AVAILABLE DATA:
-- -- --
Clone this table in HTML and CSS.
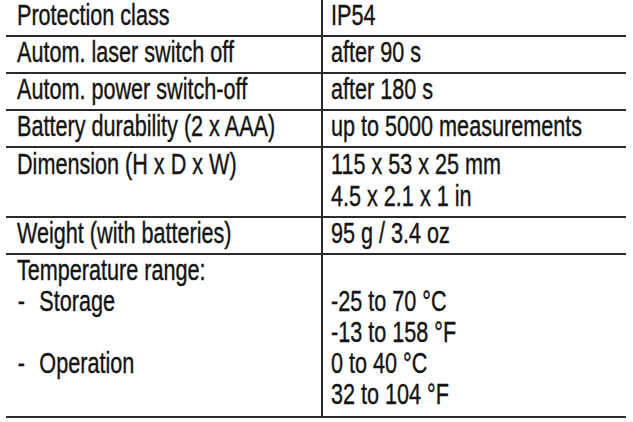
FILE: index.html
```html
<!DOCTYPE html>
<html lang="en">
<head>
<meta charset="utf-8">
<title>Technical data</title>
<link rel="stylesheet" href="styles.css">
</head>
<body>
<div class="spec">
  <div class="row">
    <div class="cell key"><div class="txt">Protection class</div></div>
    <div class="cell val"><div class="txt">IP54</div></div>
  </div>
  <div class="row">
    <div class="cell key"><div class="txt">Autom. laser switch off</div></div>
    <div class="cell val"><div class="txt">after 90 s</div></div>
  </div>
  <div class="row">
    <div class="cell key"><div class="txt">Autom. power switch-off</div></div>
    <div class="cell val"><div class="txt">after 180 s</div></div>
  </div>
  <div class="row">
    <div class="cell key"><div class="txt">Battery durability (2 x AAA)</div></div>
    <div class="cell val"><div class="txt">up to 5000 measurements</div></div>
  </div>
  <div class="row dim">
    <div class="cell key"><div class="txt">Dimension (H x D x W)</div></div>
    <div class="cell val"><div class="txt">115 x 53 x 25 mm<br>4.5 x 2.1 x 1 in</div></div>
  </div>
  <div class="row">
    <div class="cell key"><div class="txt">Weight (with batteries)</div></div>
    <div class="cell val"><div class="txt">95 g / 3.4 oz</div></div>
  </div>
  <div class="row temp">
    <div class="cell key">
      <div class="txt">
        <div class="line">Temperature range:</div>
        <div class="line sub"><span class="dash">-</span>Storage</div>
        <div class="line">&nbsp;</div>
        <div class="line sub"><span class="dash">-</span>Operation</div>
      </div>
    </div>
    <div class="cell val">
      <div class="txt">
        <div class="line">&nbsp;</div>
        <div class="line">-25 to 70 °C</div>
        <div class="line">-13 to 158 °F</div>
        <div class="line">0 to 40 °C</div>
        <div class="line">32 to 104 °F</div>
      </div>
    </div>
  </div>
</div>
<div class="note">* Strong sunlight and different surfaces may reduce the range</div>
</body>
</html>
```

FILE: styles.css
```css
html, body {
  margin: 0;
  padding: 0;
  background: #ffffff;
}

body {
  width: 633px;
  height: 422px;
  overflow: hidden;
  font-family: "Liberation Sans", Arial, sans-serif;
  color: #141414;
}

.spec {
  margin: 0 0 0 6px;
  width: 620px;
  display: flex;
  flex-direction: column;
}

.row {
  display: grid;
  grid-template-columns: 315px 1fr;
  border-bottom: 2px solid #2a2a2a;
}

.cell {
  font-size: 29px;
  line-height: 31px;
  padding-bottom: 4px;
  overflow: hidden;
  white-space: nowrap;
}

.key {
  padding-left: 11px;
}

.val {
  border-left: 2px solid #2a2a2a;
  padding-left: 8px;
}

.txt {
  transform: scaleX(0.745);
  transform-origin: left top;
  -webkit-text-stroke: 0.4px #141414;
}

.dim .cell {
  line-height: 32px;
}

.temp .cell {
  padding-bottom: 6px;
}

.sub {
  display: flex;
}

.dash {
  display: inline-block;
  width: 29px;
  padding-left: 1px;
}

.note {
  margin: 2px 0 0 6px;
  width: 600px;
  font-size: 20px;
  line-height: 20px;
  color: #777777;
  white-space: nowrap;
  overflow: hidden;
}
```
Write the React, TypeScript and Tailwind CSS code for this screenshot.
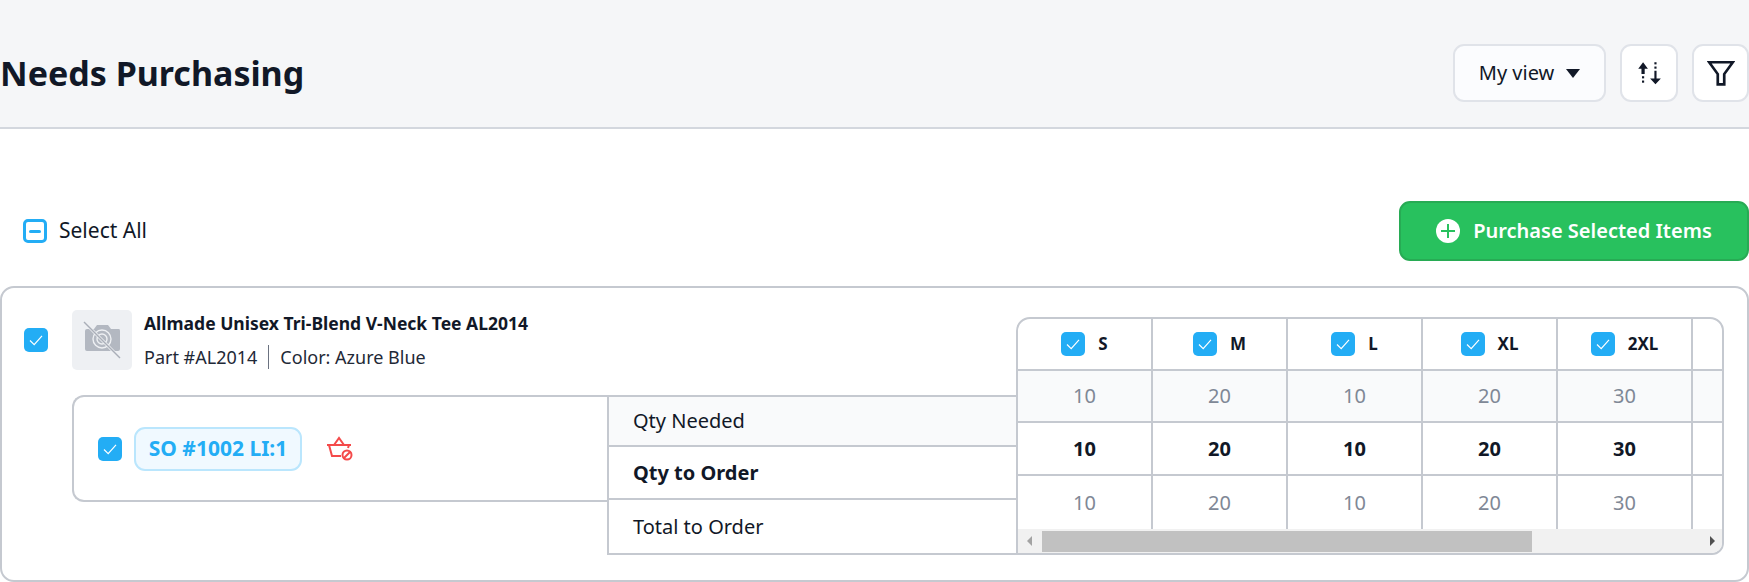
-- -- --
WORK TO BE COMPLETED: Reproduce the material above in full and without alteration, but skip all pictures.

THE RESULT:
Clone this table in HTML and CSS.
FILE: index.html
```html
<!DOCTYPE html>
<html lang="en">
<head>
<meta charset="utf-8">
<title>Technical data</title>
<link rel="stylesheet" href="styles.css">
</head>
<body>
<div class="spec">
  <div class="row">
    <div class="cell key"><div class="txt">Protection class</div></div>
    <div class="cell val"><div class="txt">IP54</div></div>
  </div>
  <div class="row">
    <div class="cell key"><div class="txt">Autom. laser switch off</div></div>
    <div class="cell val"><div class="txt">after 90 s</div></div>
  </div>
  <div class="row">
    <div class="cell key"><div class="txt">Autom. power switch-off</div></div>
    <div class="cell val"><div class="txt">after 180 s</div></div>
  </div>
  <div class="row">
    <div class="cell key"><div class="txt">Battery durability (2 x AAA)</div></div>
    <div class="cell val"><div class="txt">up to 5000 measurements</div></div>
  </div>
  <div class="row dim">
    <div class="cell key"><div class="txt">Dimension (H x D x W)</div></div>
    <div class="cell val"><div class="txt">115 x 53 x 25 mm<br>4.5 x 2.1 x 1 in</div></div>
  </div>
  <div class="row">
    <div class="cell key"><div class="txt">Weight (with batteries)</div></div>
    <div class="cell val"><div class="txt">95 g / 3.4 oz</div></div>
  </div>
  <div class="row temp">
    <div class="cell key">
      <div class="txt">
        <div class="line">Temperature range:</div>
        <div class="line sub"><span class="dash">-</span>Storage</div>
        <div class="line">&nbsp;</div>
        <div class="line sub"><span class="dash">-</span>Operation</div>
      </div>
    </div>
    <div class="cell val">
      <div class="txt">
        <div class="line">&nbsp;</div>
        <div class="line">-25 to 70 °C</div>
        <div class="line">-13 to 158 °F</div>
        <div class="line">0 to 40 °C</div>
        <div class="line">32 to 104 °F</div>
      </div>
    </div>
  </div>
</div>
<div class="note">* Strong sunlight and different surfaces may reduce the range</div>
</body>
</html>
```

FILE: styles.css
```css
html, body {
  margin: 0;
  padding: 0;
  background: #ffffff;
}

body {
  width: 633px;
  height: 422px;
  overflow: hidden;
  font-family: "Liberation Sans", Arial, sans-serif;
  color: #141414;
}

.spec {
  margin: 0 0 0 6px;
  width: 620px;
  display: flex;
  flex-direction: column;
}

.row {
  display: grid;
  grid-template-columns: 315px 1fr;
  border-bottom: 2px solid #2a2a2a;
}

.cell {
  font-size: 29px;
  line-height: 31px;
  padding-bottom: 4px;
  overflow: hidden;
  white-space: nowrap;
}

.key {
  padding-left: 11px;
}

.val {
  border-left: 2px solid #2a2a2a;
  padding-left: 8px;
}

.txt {
  transform: scaleX(0.745);
  transform-origin: left top;
  -webkit-text-stroke: 0.4px #141414;
}

.dim .cell {
  line-height: 32px;
}

.temp .cell {
  padding-bottom: 6px;
}

.sub {
  display: flex;
}

.dash {
  display: inline-block;
  width: 29px;
  padding-left: 1px;
}

.note {
  margin: 2px 0 0 6px;
  width: 600px;
  font-size: 20px;
  line-height: 20px;
  color: #777777;
  white-space: nowrap;
  overflow: hidden;
}
```
Write the React, TypeScript and Tailwind CSS code for this screenshot.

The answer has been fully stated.